Troisième volet du cycle autobiographique publié sous le pseudonyme de Jean Douassot et inauguré en 1958 avec le formidable La Gana, La Perruque campe les personnages du premier roman dans le décor qui était alors le leur : une cave sordide, dans laquelle tentent de cohabiter le père, la mère, la grand-mère maternelle (aveugle depuis lurette, mais qui fait des beignets comme personne, ce qui la rend attachante), et Jean, un protagoniste âgé d’une quinzaine d’années. Et on y retrouve Paulette, toujours aussi assoiffée de sexe.
Naturellement, Fred Deux (né en 1924) n’a pas oublié de faire vieillir chacun. D’ailleurs, pour Jean, finie la belle vie : le temps est venu de découvrir le monde du travail, autrement dit celui de l’usine. Il lui suffira d’une petite journée, passée à creuser des trous dans un mur en ciment (avec marteau et burin) pour se faire une idée précise de la situation : « Quelle pourriture que le boulot ! »

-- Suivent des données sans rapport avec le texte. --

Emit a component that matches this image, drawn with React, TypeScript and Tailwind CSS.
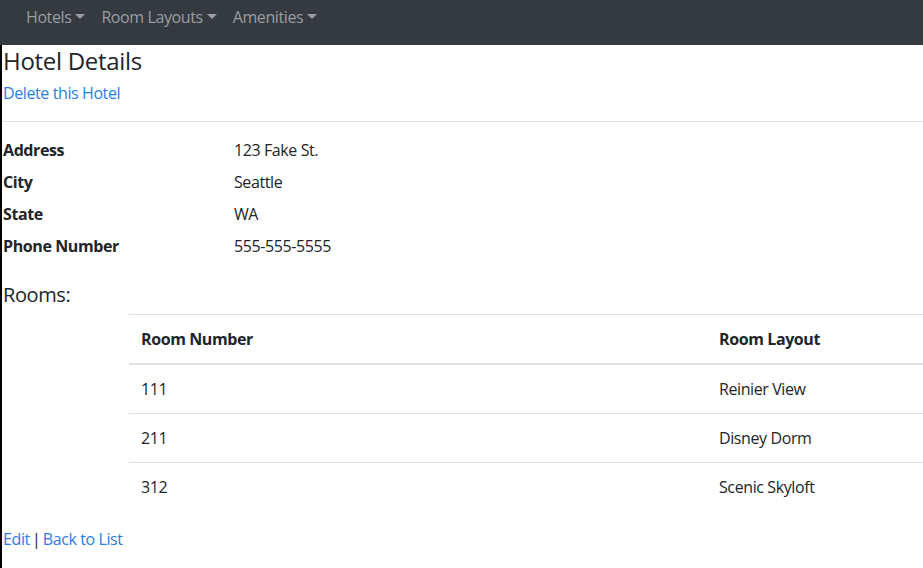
import React from "react";

const NAV_ITEMS = ["Hotels", "Room Layouts", "Amenities"];

const DETAILS: { label: string; value: string }[] = [
  { label: "Address", value: "123 Fake St." },
  { label: "City", value: "Seattle" },
  { label: "State", value: "WA" },
  { label: "Phone Number", value: "555-555-5555" },
];

const ROOMS: { number: string; layout: string }[] = [
  { number: "111", layout: "Reinier View" },
  { number: "211", layout: "Disney Dorm" },
  { number: "312", layout: "Scenic Skyloft" },
];

function Caret() {
  return (
    <span className="ml-[4px] inline-block h-0 w-0 align-[4px] border-x-[5px] border-t-[5px] border-x-transparent border-t-current" />
  );
}

export default function App() {
  return (
    <div
      className="w-[923px] h-[568px] overflow-hidden bg-white text-[16px] leading-[24px] tracking-[-0.4px] text-[#212529]"
      style={{ fontFamily: '"Open Sans", "Noto Sans", sans-serif' }}
    >
      {/* top nav, cropped at the top */}
      <nav className="h-[45px] bg-[#343a40] flex items-start pt-[5px] pl-[18px]">
        {NAV_ITEMS.map((item) => (
          <a key={item} className="px-2 text-[#9a9da0] whitespace-nowrap">
            {item}
            <Caret />
          </a>
        ))}
      </nav>

      <main className="border-l-2 border-black h-[523px] pl-px">
        <h4 className="text-[24px] leading-[29px] font-medium tracking-[-0.3px] pt-[1px] mb-[6px]">
          Hotel Details
        </h4>
        <a className="text-[#2a7ee0]">Delete this Hotel</a>

        <hr className="mt-[16px] mb-[16px] border-t border-black/10 -ml-px" />

        <dl className="flex flex-col gap-[8px]">
          {DETAILS.map((d) => (
            <div key={d.label} className="flex">
              <dt className="w-[231px] font-bold">{d.label}</dt>
              <dd>{d.value}</dd>
            </div>
          ))}
        </dl>

        <h5 className="text-[20px] leading-[24px] mt-[25px] mb-[7px]">Rooms:</h5>

        <table className="ml-[126px] w-[1000px] border-collapse">
          <thead>
            <tr className="border-t border-[#dee2e6] border-b-2">
              <th className="w-[578px] text-left font-bold px-3 py-3">Room Number</th>
              <th className="text-left font-bold px-3 py-3">Room Layout</th>
            </tr>
          </thead>
          <tbody>
            {ROOMS.map((r) => (
              <tr key={r.number} className="border-t border-[#dee2e6] first:border-t-0">
                <td className="px-3 py-3">{r.number}</td>
                <td className="px-3 py-3">{r.layout}</td>
              </tr>
            ))}
          </tbody>
        </table>

        <div className="mt-[16px] [word-spacing:-1.5px]">
          <a className="text-[#2a7ee0]">Edit</a> |{" "}
          <a className="text-[#2a7ee0] [word-spacing:0px]">Back to List</a>
        </div>
      </main>
    </div>
  );
}
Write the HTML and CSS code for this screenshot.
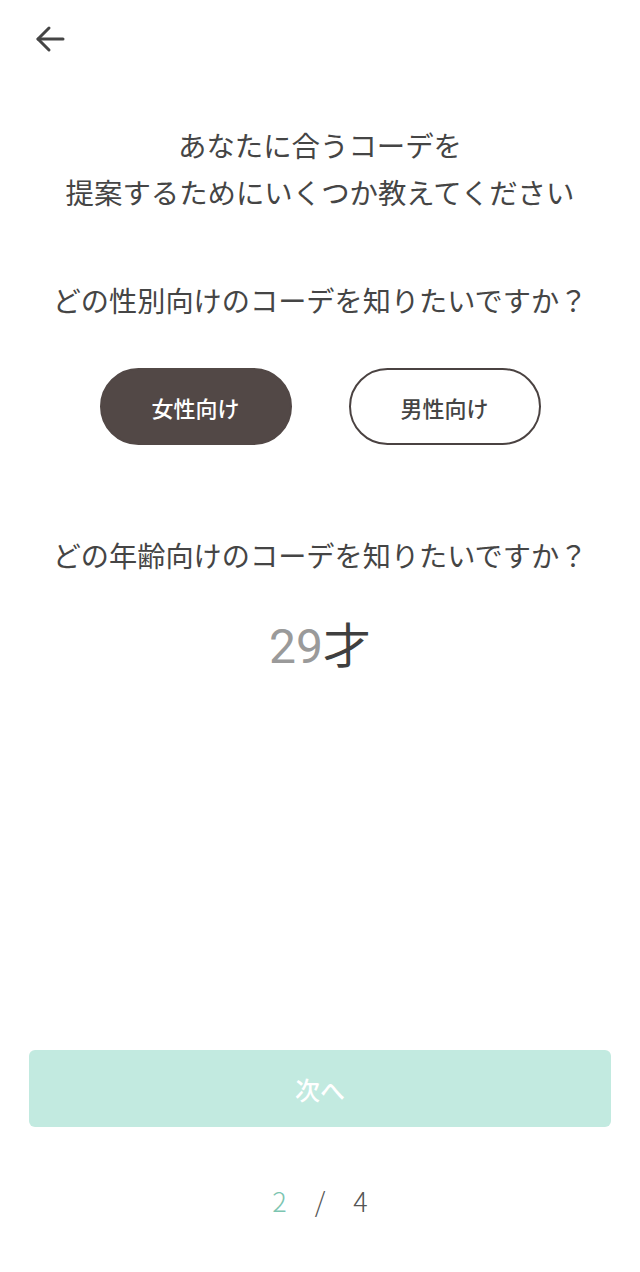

La France a alors l’heureuse idée (pour lui) de basculer dans la guerre (la deuxième), d’ouvrir ses frontières aux Allemands (les « coupeurs de paluches ») et de jeter la famille sur les routes qui descendent vers le sud (le père en profite pour se faire la belle tout seul). Mais exactement comme l’usine la guerre lui apporte son lot de désillusions : « J’espérais secrètement des carnages, des incendies, des bouleversements et voilà qu’en pleine guerre on bouffe des beignets, on attrape la chaude-pisse, on en a marre de vivre. » Elle lui offrira quand même son premier amour, mais celui-ci finira mal, car l’armistice à peine signé il découvrira que sa bien-aimée vit du commerce de son corps. Une découverte qui lui arrachera ce terrible aveu : « Je venais de rater mon entrée dans le monde ».
Didier Garcia
La Perruque
Fred Deux
Le Temps qu’il fait, 416 pages, 18 €
Domaine français L’âge de raison
juin 2015 | Le Matricule des Anges n°164
| par
Didier Garcia
Un livre
L’âge de raison
Par
Didier Garcia
Le Matricule des Anges n°164
, juin 2015.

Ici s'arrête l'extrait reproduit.